It’s sad for Brad but not that bad
I can be quite sympathetic about many things but – and please help me out here with a bit of support – surely I can’t be the only man who did not entirely feel a gush, or even a trickle of pity, on reading that the actor Brad Pitt once suffered from depression.
I tried, I really did, to put myself in his shoes. You know them, they’re expensive designer ones and there are lots of them. All very clean.
I tried to imagine what would drive the unfeasibly handsome, unimaginably wealthy actor to despair. Does he wake up on a morning unable to remember whether it’s flaky Gwyneth Paltrow (dumped), gorgeous Jennifer Aniston (divorced) or Hollyrexic Angelina Jolie (still married) who is bringing his breakfast to bed?
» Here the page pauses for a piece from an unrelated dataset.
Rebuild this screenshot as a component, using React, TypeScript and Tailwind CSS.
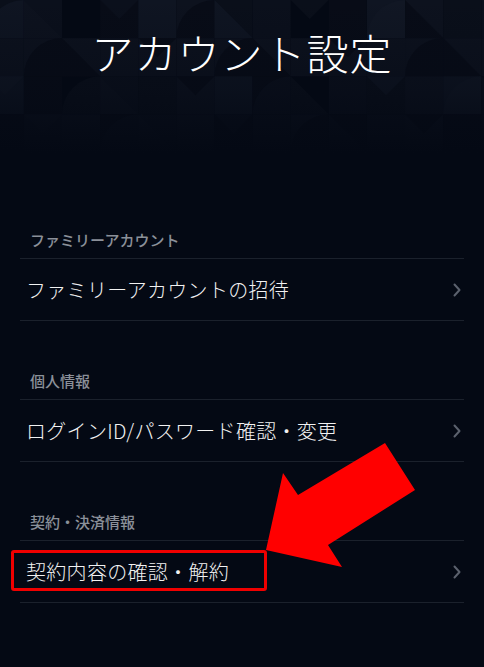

Is he tormented by the sheer number of noughts on the end of his film contacts? Does he have problems remembering the names of all the children the Brangelina household has gathered and bred over their years together?
Or was he, as the London-based Rethink Mental Illness said “sending a powerful message to all who face mental illness in their lives.”
Oh, I know I’m neither showing the milk of human kindness here nor being particularly politically correct but if being rich, famous, handsome and constantly accompanied by the hottest women around makes you that depressed then try something else at the time. Empty dustbins, clean out toilets, sweep streets, do it really well then go home and tell your wife and three kids that you’ve still just been made redundant because we are, after all is said and done, all in this together.
I think a lot of stars with “depression” are actually getting a little confused. Try “I was feeling a bit fed up” or “I just felt like most other people feel a lot of the time - particularly on Monday mornings in winter when they don’t want to go to work but have to or the bills won’t get paid.” It’s not depression.
The mental Illness spokesman added “Brad Pitt’s story shows its possible to recover which will give many people renewed hope.” And so, probably, would Angelina Jolie bringing your eggs over easy to bed on a morning or a director offering a few more million dollars to enjoy yourself in a shoot ‘em up Oscar tipped part (but don’t go to the award ceremony – you’ll only get “depressed” if you don’t win or your wife wont let you eat the beefburgers).
I’m more with the recent research which revealed that ordinary people who work for 11 or more hours a day are twice as likely to suffer from major depression as those working the standard eight hour day. That’s 11 hours proper work Brad, not learning lines and getting into character whilst sitting in your luxury trailer.
Incidentally overtime leads to a 60 per cent higher risk of heart disease. Now there is something to make you (or actually me) depressed!
Depression is set to become the leading disease burden in high income countries (yes, we are still classed as one of those) by the year 2030 (I probably won’t be around then, how depressing is that?). It used to be colds and sniffles, then it was back ache, now official figures reveal that more than 40 per cent of most working days are caused by depression, anxiety and stress. Oh cheer up!